Most Frequent Number follwoing a Key in Array

Problem Statement

You are given a 0-indexed integer array nums. You are also given an integer key, which is present in nums.

For every unique integer target in nums, count the number of times target immediately follows an occurrence of key in nums. In other words, count the number of indices i such that:

0 <= i <= nums.length - 2,
nums[i] == key and,
nums[i + 1] == target.

Return the target with the maximum count.

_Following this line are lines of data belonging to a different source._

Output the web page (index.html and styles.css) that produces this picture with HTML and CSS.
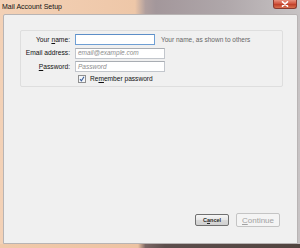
FILE: index.html
```html
<!DOCTYPE html>
<html>
<head>
<meta charset="utf-8">
<link rel="stylesheet" href="styles.css">
</head>
<body>
<div class="window">
  <div class="titlebar">
    <span class="title">Mail Account Setup</span>
    <span class="close"><svg width="8" height="6" viewBox="0 0 8 6"><path d="M1.5 0.8 L6.5 5.2 M6.5 0.8 L1.5 5.2" stroke="#fff" stroke-width="1.6" stroke-linecap="round"/></svg></span>
  </div>
  <div class="content">
    <div class="group">
      <div class="form">
        <label class="lbl">Your <u>n</u>ame:</label>
        <div class="field"><span class="input focus"></span><span class="hint">Your name, as shown to others</span></div>
        <label class="lbl">Email address:</label>
        <div class="field"><span class="input wide"><span class="ph">email@example.com</span></span></div>
        <label class="lbl"><u>P</u>assword:</label>
        <div class="field"><span class="input wide"><span class="ph">Password</span></span></div>
        <span></span>
        <div class="check">
          <svg class="box" width="8" height="8" viewBox="0 0 8 8"><rect x="0.5" y="0.5" width="7" height="7" fill="#f4f6f9" stroke="#8f8f8f"/><path d="M2 4.2 L3.4 5.8 L6 1.8" fill="none" stroke="#3a5e9a" stroke-width="1.1"/></svg>
          <span>Re<u>m</u>ember password</span>
        </div>
      </div>
    </div>
    <div class="spacer"></div>
    <div class="buttons">
      <span class="btn cancel">C<u>a</u>ncel</span>
      <span class="btn cont"><u>C</u>ontinue</span>
    </div>
  </div>
  <div class="bottom"></div>
</div>
</body>
</html>
```
FILE: styles.css
```css
html, body {
  margin: 0;
  padding: 0;
}
body {
  width: 300px;
  height: 248px;
  overflow: hidden;
  font-family: "Liberation Sans", Arial, sans-serif;
}
.window {
  width: 300px;
  height: 248px;
  display: flex;
  flex-direction: column;
  background: linear-gradient(to right, #f3d1b6 0%, #eec7a8 45%, #b09f9e 48.5%, #a3979b 52%, #afa7aa 75%, #c7c3c4 100%);
}
.titlebar {
  height: 14px;
  display: flex;
  align-items: flex-start;
  flex: none;
}
.title {
  font-size: 7px;
  color: #111;
  padding: 3px 0 0 2px;
  line-height: 8px;
}
.close {
  margin-left: auto;
  margin-right: 3px;
  width: 24px;
  height: 9px;
  box-sizing: border-box;
  border: 1px solid #8a3a30;
  border-top: none;
  border-radius: 0 0 3px 3px;
  background: linear-gradient(#e6917f, #d2553f 45%, #c0402a 55%, #d8704f);
  display: flex;
  align-items: center;
  justify-content: center;
}
.close svg { display: block; }
.content {
  flex: 1;
  margin: 0 2px 0 3px;
  background: #f0f0f0;
  border: 1px solid #b8b4b4;
  border-radius: 2px 2px 0 0;
  display: flex;
  flex-direction: column;
}
.bottom {
  height: 4px;
  flex: none;
  background: linear-gradient(to right, #f0c9aa 0%, #edc3a3 46%, #7a6664 48.5%, #5c4e4c 55%, #51443f 100%);
}
.group {
  margin: 15px 14px 0 16px;
  border: 1px solid #dedede;
  border-radius: 2px;
  padding: 3px 0 3px 0;
}
.form {
  display: grid;
  grid-template-columns: 49px auto;
  column-gap: 5px;
  row-gap: 2.5px;
  align-items: center;
}
.lbl {
  font-size: 6.7px;
  color: #101010;
  text-align: right;
  line-height: 8px;
  white-space: nowrap;
}
.field {
  display: flex;
  align-items: center;
}
.input {
  width: 80px;
  height: 11px;
  box-sizing: border-box;
  background: #fff;
  border: 1px solid #c2c6cc;
  border-top-color: #a9adb3;
  display: flex;
  align-items: center;
  padding-left: 2px;
}
.input.focus {
  border-color: #6f9fd4;
  border-top-color: #5c8ec8;
}
.input.wide { width: 90px; }
.ph {
  font-size: 6.5px;
  font-style: italic;
  color: #8d8d8d;
  line-height: 8px;
}
.hint {
  margin-left: 6px;
  font-size: 6.5px;
  color: #666;
  line-height: 8px;
  white-space: nowrap;
}
.check {
  display: flex;
  align-items: center;
  gap: 4px;
  padding-left: 3px;
  margin-top: 0.5px;
  font-size: 6.6px;
  color: #101010;
  line-height: 8px;
}
.check .box { display: block; }
.spacer { flex: 1; }
.buttons {
  display: flex;
  justify-content: flex-end;
  align-items: center;
  gap: 7px;
  padding: 0 17px 16px 0;
}
.btn {
  box-sizing: border-box;
  display: flex;
  align-items: center;
  justify-content: center;
  border-radius: 2px;
}
.cancel {
  width: 34px;
  height: 12px;
  border: 1px solid #707070;
  background: linear-gradient(#f6f6f6, #e6e6e6 50%, #d9d9d9 51%, #d0d0d0);
  font-size: 5.5px;
  font-weight: bold;
  color: #2a2a2a;
}
.cont {
  width: 44px;
  height: 14px;
  border: 1px solid #c4c4c4;
  background: #f4f4f4;
  font-size: 8px;
  color: #a2a2a2;
}
```
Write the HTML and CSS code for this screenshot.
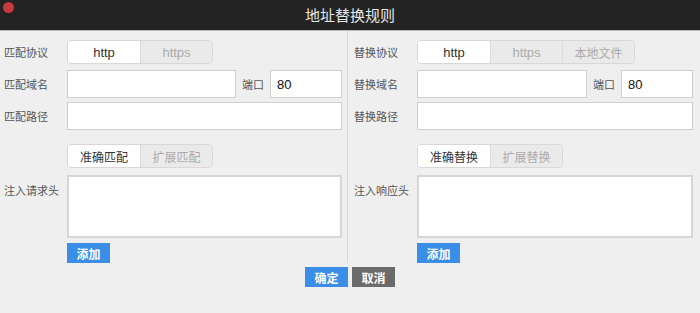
FILE: index.html
```html
<!DOCTYPE html>
<html lang="zh-CN">
<head>
<meta charset="utf-8">
<title>地址替换规则</title>
<link rel="stylesheet" href="styles.css">
</head>
<body>
<div class="window">
  <header class="titlebar">
    <span class="close-dot"></span>
    <span class="title">地址替换规则</span>
  </header>
  <div class="panes">
    <section class="pane pane-left">
      <div class="row row-proto">
        <label class="lbl">匹配协议</label>
        <div class="seg">
          <span class="opt active">http</span>
          <span class="opt">https</span>
        </div>
      </div>
      <div class="row row-domain">
        <label class="lbl">匹配域名</label>
        <div class="domain">
          <input class="inp grow" type="text">
          <span class="port-lbl">端口</span>
          <input class="inp port" type="text" value="80">
        </div>
      </div>
      <div class="row row-path">
        <label class="lbl">匹配路径</label>
        <input class="inp" type="text">
      </div>
      <div class="row row-mode">
        <span class="lbl"></span>
        <div class="seg">
          <span class="opt active cjk">准确匹配</span>
          <span class="opt cjk">扩展匹配</span>
        </div>
      </div>
      <div class="row row-head">
        <label class="lbl lbl-top">注入请求头</label>
        <textarea class="area"></textarea>
      </div>
      <div class="row row-add">
        <span class="lbl"></span>
        <div><button class="btn btn-blue">添加</button></div>
      </div>
    </section>
    <section class="pane pane-right">
      <div class="row row-proto">
        <label class="lbl">替换协议</label>
        <div class="seg">
          <span class="opt active">http</span>
          <span class="opt">https</span>
          <span class="opt cjk">本地文件</span>
        </div>
      </div>
      <div class="row row-domain">
        <label class="lbl">替换域名</label>
        <div class="domain">
          <input class="inp grow" type="text">
          <span class="port-lbl">端口</span>
          <input class="inp port" type="text" value="80">
        </div>
      </div>
      <div class="row row-path">
        <label class="lbl">替换路径</label>
        <input class="inp" type="text">
      </div>
      <div class="row row-mode">
        <span class="lbl"></span>
        <div class="seg">
          <span class="opt active cjk">准确替换</span>
          <span class="opt cjk">扩展替换</span>
        </div>
      </div>
      <div class="row row-head">
        <label class="lbl lbl-top">注入响应头</label>
        <textarea class="area"></textarea>
      </div>
      <div class="row row-add">
        <span class="lbl"></span>
        <div><button class="btn btn-blue">添加</button></div>
      </div>
    </section>
  </div>
  <div class="actions">
    <button class="btn btn-blue">确定</button>
    <button class="btn btn-gray">取消</button>
  </div>
</div>
</body>
</html>
```
FILE: styles.css
```css
* { box-sizing: border-box; }
html, body {
  margin: 0;
  padding: 0;
  width: 700px;
  height: 313px;
  overflow: hidden;
  background: #efefef;
  font-family: "Liberation Sans", "Noto Sans CJK SC", sans-serif;
}
.window {
  width: 700px;
  height: 313px;
  background: #efefef;
}
.titlebar {
  position: relative;
  height: 31px;
  background: #232323;
  border-bottom: 1px solid #b9b9b9;
  display: flex;
  align-items: center;
  justify-content: center;
}
.close-dot {
  position: absolute;
  left: 3px;
  top: 2px;
  width: 11px;
  height: 11px;
  border-radius: 50%;
  background: #c8393b;
}
.title {
  color: #e6e6e6;
  font-family: "Noto Sans CJK SC", sans-serif;
  font-size: 15px;
  line-height: 30px;
}
.panes {
  display: flex;
  height: 232px;
}
.pane {
  padding-top: 9px;
}
.pane-left {
  width: 348px;
  padding-left: 4px;
  padding-right: 5px;
  border-right: 1px solid #d9d9d9;
}
.pane-right {
  width: 352px;
  padding-left: 6px;
  padding-right: 7px;
}
.row {
  display: grid;
  grid-template-columns: 63px 1fr;
  align-items: center;
}
.lbl {
  font-family: "Noto Sans CJK SC", sans-serif;
  font-size: 11px;
  color: #555;
  white-space: nowrap;
}
.lbl-top { align-self: start; padding-top: 7px; }
.row-domain { margin-top: 6px; }
.row-path { margin-top: 4px; }
.row-mode { margin-top: 14px; }
.row-head { margin-top: 7px; }
.row-add { margin-top: 5px; }
.seg {
  display: flex;
  height: 24px;
  border: 1px solid #d8d8d8;
  border-radius: 4px;
  overflow: hidden;
  width: max-content;
  background: #e9e9e9;
}
.opt {
  width: 72px;
  display: flex;
  align-items: center;
  justify-content: center;
  font-size: 13px;
  color: #aaa;
  background: #eaeaea;
  border-left: 1px solid #dcdcdc;
}
.opt:first-child { border-left: none; }
.opt.active { background: #fff; color: #333; }
.opt.cjk { font-family: "Noto Sans CJK SC", sans-serif; font-size: 12px; }
.domain {
  display: flex;
  align-items: center;
}
.inp {
  height: 28px;
  border: 1px solid #cfcfcf;
  background: #fff;
  margin: 0;
  padding: 0 6px;
  font-family: "Liberation Sans", sans-serif;
  font-size: 13px;
  color: #111;
  outline: none;
  border-radius: 0;
  width: 100%;
}
.grow { flex: 1; min-width: 0; }
.port-lbl {
  font-family: "Noto Sans CJK SC", sans-serif;
  font-size: 11px;
  color: #555;
  margin: 0 6px;
  white-space: nowrap;
}
.inp.port { width: 72px; flex: none; }
.area {
  height: 63px;
  border: 2px solid #d6d6d6;
  background: #fff;
  resize: none;
  margin: 0;
  width: 100%;
  outline: none;
  border-radius: 0;
}
.btn {
  width: 43px;
  height: 20px;
  border: none;
  margin: 0;
  padding: 0;
  color: #fff;
  font-family: "Noto Sans CJK SC", sans-serif;
  font-size: 12px;
  font-weight: bold;
  border-radius: 0;
}
.btn-blue { background: #3a8ee8; }
.btn-gray { background: #6b6b6b; }
.actions {
  display: flex;
  justify-content: center;
  gap: 4px;
  margin-top: 4px;
}
```
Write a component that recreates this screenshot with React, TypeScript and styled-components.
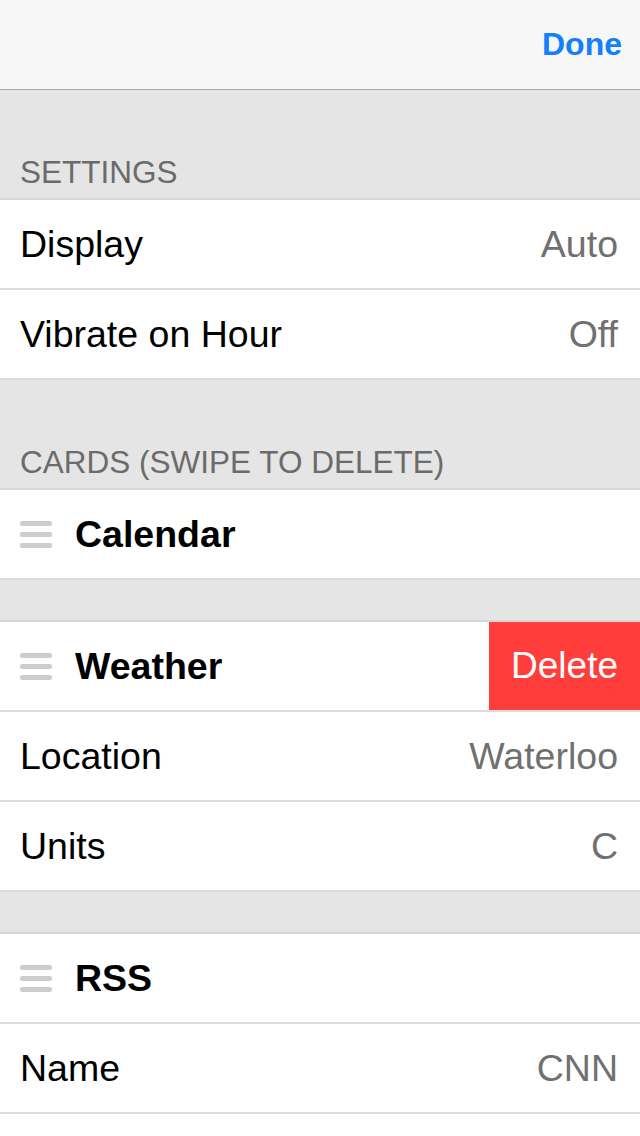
import React from "react";
import styled, { createGlobalStyle } from "styled-components";

const Global = createGlobalStyle`
  html, body {
    margin: 0;
    padding: 0;
    background: #ffffff;
  }
  body {
    font-family: "Liberation Sans", Arial, Helvetica, sans-serif;
    -webkit-font-smoothing: antialiased;
  }
`;

const Page = styled.div`
  width: 640px;
  display: flex;
  flex-direction: column;
`;

const TopBar = styled.header`
  box-sizing: border-box;
  height: 90px;
  display: flex;
  align-items: center;
  justify-content: flex-end;
  padding: 0 18px 0 0;
  background: #f7f7f7;
  border-bottom: 1px solid #a6a6a6;
`;

const DoneButton = styled.button`
  border: 0;
  background: none;
  padding: 0;
  font-family: inherit;
  font-size: 32px;
  font-weight: 700;
  color: #147efb;
  cursor: pointer;
`;

const SectionHeader = styled.div`
  box-sizing: border-box;
  height: 110px;
  display: flex;
  align-items: flex-end;
  padding: 0 20px 7px;
  background: #e5e5e5;
  border-bottom: 2px solid #d8d8d8;
  color: #6b6b6b;
  font-size: 31.5px;
  text-transform: uppercase;
`;

const Gap = styled.div`
  height: 40px;
  background: #e5e5e5;
  border-bottom: 2px solid #d8d8d8;
`;

const Row = styled.div`
  height: 88px;
  display: flex;
  align-items: center;
  padding-left: 20px;
  background: #ffffff;
  border-bottom: 2px solid #dcdcdc;
  font-size: 37.5px;
  color: #000000;
`;

const Label = styled.span<{ $bold?: boolean }>`
  flex: 1;
  font-weight: ${(p) => (p.$bold ? 700 : 400)};
  white-space: nowrap;
`;

const Value = styled.span`
  color: #707070;
  padding-right: 22px;
  white-space: nowrap;
`;

const Handle = styled.span`
  width: 32px;
  display: flex;
  flex-direction: column;
  gap: 6px;
  margin-right: 23px;
  & > i {
    display: block;
    height: 5px;
    border-radius: 2px;
    background: #cdcdcd;
  }
`;

const DeleteButton = styled.button`
  align-self: stretch;
  border: 0;
  margin: 0;
  padding: 0 22px;
  background: #ff3d3a;
  color: #ffffff;
  font-family: inherit;
  font-size: 37px;
  cursor: pointer;
`;

const Filler = styled.div`
  height: 40px;
  background: #ffffff;
`;

function DragHandle() {
  return (
    <Handle aria-hidden>
      <i />
      <i />
      <i />
    </Handle>
  );
}

function SettingRow({ label, value }: { label: string; value: string }) {
  return (
    <Row>
      <Label>{label}</Label>
      <Value>{value}</Value>
    </Row>
  );
}

function CardRow({ title, deletable }: { title: string; deletable?: boolean }) {
  return (
    <Row>
      <DragHandle />
      <Label $bold>{title}</Label>
      {deletable && <DeleteButton>Delete</DeleteButton>}
    </Row>
  );
}

export default function App() {
  return (
    <Page>
      <Global />
      <TopBar>
        <DoneButton>Done</DoneButton>
      </TopBar>
      <SectionHeader>Settings</SectionHeader>
      <SettingRow label="Display" value="Auto" />
      <SettingRow label="Vibrate on Hour" value="Off" />
      <SectionHeader>Cards (Swipe to Delete)</SectionHeader>
      <CardRow title="Calendar" />
      <Gap />
      <CardRow title="Weather" deletable />
      <SettingRow label="Location" value="Waterloo" />
      <SettingRow label="Units" value="C" />
      <Gap />
      <CardRow title="RSS" />
      <SettingRow label="Name" value="CNN" />
      <Filler />
    </Page>
  );
}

The test cases will be generated such that the target with maximum count is unique.

Constraints:
2 <= nums.length <= 1000
1 <= nums[i] <= 1000
The test cases will be generated such that the answer is unique.

Solution I

from Collections import Counter

def mostFrequent(nums):
    count = Counter()
    for i, n in enumerate(nums):
        if n == key and i<len(nums)-1:
            count[nums[i+1]] += 1
    
    return count.most_common()[0][0]

Solution II

def mostFrequent(arr, key):
    num = [0]*1001
    for i in range(len(arr)-1):
        if arr[i] == key:
            num[arr[i+1]] += 1
    
    return num.index(max(num))

Conclusion

Time Complexity is O(N) for one pass of list and Space Complexity is O(N) for creating hashmap.